At the moment, event storage order in Eventuate must be consistent with potential causality of events. This has the advantage that consumers can directly read events in correct causal order but this is a severe limitation to write scalability. Not all consumers need to read events in correct causal order, some may only need a per-writer order, others no order at all. This should be configurable on a per-consumer basis instead of being a system-wide default. Storage plugins shall have the option to store events in any order and Calliope shall provide generic re-sequencers that re-order event streams based on client-generated sequence numbers and other causality metadata, if needed.
One of the main reasons Eventuate doesn’t have a Kafka storage backend yet is that storage order cannot be guaranteed with the current version of Kafka (see also these tweets for some details). By giving up storage order restrictions, a Kafka integration is straightforward and writes to a single event log (= Kafka topic) can even be scaled horizontally by writing to multiple topic partitions. A Kafka storage backend is also one of the features that has been repeatedly requested by Eventuate users.
In addition to a Kafka storage backend, Calliope will also provide a lightweight storage backend based on LevelDB, LMDB or something comparable in order to allow application to down-scale event storage in environments with limited resources.
The API and implementation of Calliope will be based on Akka Streams. Applications implement Calliope features by including them as ready-to-use Akka Stream stages. Hence, applications will not only benefit from built-in back-pressure but also from a wider range of system integration options, for example, using Alpakka components for connectivity. Calliope will also use Akka Streams as implementation basis for its event sourcing and event replication modules.

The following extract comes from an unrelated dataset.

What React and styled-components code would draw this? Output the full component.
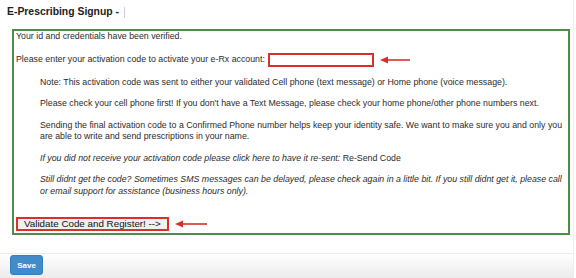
import styled, { createGlobalStyle } from "styled-components";

const GlobalStyle = createGlobalStyle`
    html, body {
        margin: 0;
        padding: 0;
        background: #fff;
    }
    body {
        font-family: "Liberation Sans", Arial, sans-serif;
        font-size: 8.8px;
        line-height: 11.5px;
        color: #2b2b2b;
    }
`;

const Page = styled.div`
    width: 574px;
    height: 278px;
    display: flex;
    flex-direction: column;
    border-right: 1px solid #eeeeee;
    box-sizing: border-box;
`;

const Header = styled.div`
    display: flex;
    align-items: center;
    height: 24px;
    padding: 0 7px;
`;

const Title = styled.h1`
    margin: 0;
    font-size: 10.4px;
    font-weight: bold;
    color: #222;
`;

const Caret = styled.span`
    display: inline-block;
    width: 1px;
    height: 11px;
    margin-left: 5px;
    background: #cfcfcf;
`;

const Panel = styled.div`
    margin: 5px 0 0 12px;
    width: 558px;
    height: 206px;
    box-sizing: border-box;
    border: 2px solid #4e8c4e;
    padding: 0 0 0 2px;
    display: flex;
    flex-direction: column;
`;

const Line = styled.p`
    margin: 0;
`;

const CodeRow = styled.div`
    display: flex;
    align-items: center;
    height: 14px;
    margin-top: 10px;
`;

const CodeInput = styled.input`
    width: 106px;
    height: 14px;
    box-sizing: border-box;
    margin: 0 0 0 3px;
    padding: 0 3px;
    border: 2px solid #d8312b;
    background: #fff;
    outline: none;
`;

const Notes = styled.div`
    margin-left: 24px;
    margin-top: 10px;
`;

const Note = styled.p`
    margin: 0 0 10px;
    font-style: ${(props) => (props.italic ? "italic" : "normal")};
`;

const Plain = styled.span`
    font-style: normal;
`;

const ActionRow = styled.div`
    display: flex;
    align-items: center;
    margin-top: 10px;
`;

const ValidateButton = styled.button`
    height: 14px;
    padding: 0 6px;
    box-sizing: border-box;
    border: 2px solid #d8312b;
    background: #f0f0f0;
    font-family: "Liberation Sans", Arial, sans-serif;
    font-size: 9.8px;
    line-height: 10px;
    color: #111;
    cursor: pointer;
`;

const Footer = styled.div`
    margin-top: auto;
    height: 25px;
    box-sizing: border-box;
    border-top: 1px solid #ebebeb;
    padding: 1px 10px 0;
    background: linear-gradient(180deg, #ffffff 0%, #ebebeb 100%);
`;

const SaveButton = styled.button`
    width: 33px;
    height: 20px;
    padding: 0;
    border: 1px solid #357ebd;
    border-radius: 3px;
    background: #428bca;
    color: #fff;
    font-family: "Liberation Sans", Arial, sans-serif;
    font-size: 8px;
    font-weight: bold;
    cursor: pointer;
`;

function Arrow({ width }) {
    return (
        <svg width={width} height="8" viewBox={`0 0 ${width} 8`} style={{ marginLeft: 6 }}>
            <line x1="6" y1="4" x2={width} y2="4" stroke="#d8312b" strokeWidth="1.6" />
            <polygon points="0,4 8,0.5 8,7.5" fill="#d8312b" />
        </svg>
    );
}

function App() {
    return (
        <>
            <GlobalStyle />
            <Page>
                <Header>
                    <Title>E-Prescribing Signup -</Title>
                    <Caret />
                </Header>
                <Panel>
                    <Line>Your id and credentials have been verified.</Line>
                    <CodeRow>
                        Please enter your activation code to activate your e-Rx account:
                        <CodeInput type="text" />
                        <Arrow width={30} />
                    </CodeRow>
                    <Notes>
                        <Note>
                            Note: This activation code was sent to either your validated Cell phone
                            (text message) or Home phone (voice message).
                        </Note>
                        <Note>
                            Please check your cell phone first! If you don't have a Text Message,
                            please check your home phone/other phone numbers next.
                        </Note>
                        <Note>
                            Sending the final activation code to a Confirmed Phone number helps keep
                            your identity safe. We want to make sure you and only you are able to
                            write and send prescriptions in your name.
                        </Note>
                        <Note italic>
                            If you did not receive your activation code please click here to have it
                            re-sent: <Plain>Re-Send Code</Plain>
                        </Note>
                        <Note italic>
                            Still didnt get the code? Sometimes SMS messages can be delayed, please
                            check again in a little bit. If you still didnt get it, please call or
                            email support for assistance (business hours only).
                        </Note>
                    </Notes>
                    <ActionRow>
                        <ValidateButton type="button">Validate Code and Register! --&gt;</ValidateButton>
                        <Arrow width={32} />
                    </ActionRow>
                </Panel>
                <Footer>
                    <SaveButton type="button">Save</SaveButton>
                </Footer>
            </Page>
        </>
    );
}

export default App;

For supporting Kafka as storage backend, Reactive Kafka can be reused as a basis for producing and consuming event streams to an from Kafka. Calliope-specific stream stages additionally support the management of causality metadata in producer streams and event re-sequencing in consumer streams, for example. Other stream stages might help applications to implement a causal reliable broadcast across multiple datacenters when used in combination with Calliope’s stream-based lazy event replication.
Calliope doesn’t aim to compete with other stream processing solutions, such as Spark Streaming or Kafka Streams, for example. Calliope’s primary focus is on event sourcing and event collaboration with causal consistency up to global scale. Applications that require more advanced stream processing techniques (windowing, joining, ...) shall do that with 3rd party stream processing solution for which Calliope and/or other integration libraries provide connectors. We believe that Apache Kafka and the Reactive Streams specification are a good technical basis for better interoperability with other systems.
Instead of providing a proprietary backend-storage-agnostic multi-datacenter replication solution, as in Eventuate 1.0, Calliope should reuse existing replication solutions such as Kafka Multi-Datacenter Replication. Calliope will additionally support applications to concurrently consume and causally re-order events from both local and replicated topics on consumer request. Calliope will also use Kafka Streams for keeping track of causality metadata snapshots for efficient recovery.
At the moment, Eventuate doesn’t allow two or more processes to share a local event log. Instead, they must connect their local event logs to a replicated event log before being able to exchange events across process boundaries. Calliope won’t have this restriction and will allow processes to share a local event log. This can significantly reduce event replication overhead within a single datacenter, for example.
Calliope will not only allow applications to track potential causality with vector clocks but also support tracking of explicit causality i.e. application-defined causality. This is a consequence from analyzing existing Eventuate applications where we found that causality relationships need to be tracked only between a very limited number of events. Compared to tracking potential causality this significantly reduces the amount of metadata that need to be transmitted and stored with events.
Applications that want to continue using Eventuate’s actor API for event sourcing and event stream processing should use Calliope’s backwards compatibility module that will be implemented on top of the streaming API. This module will also provide stream converters to support interoperability between Eventuate and Calliope event logs.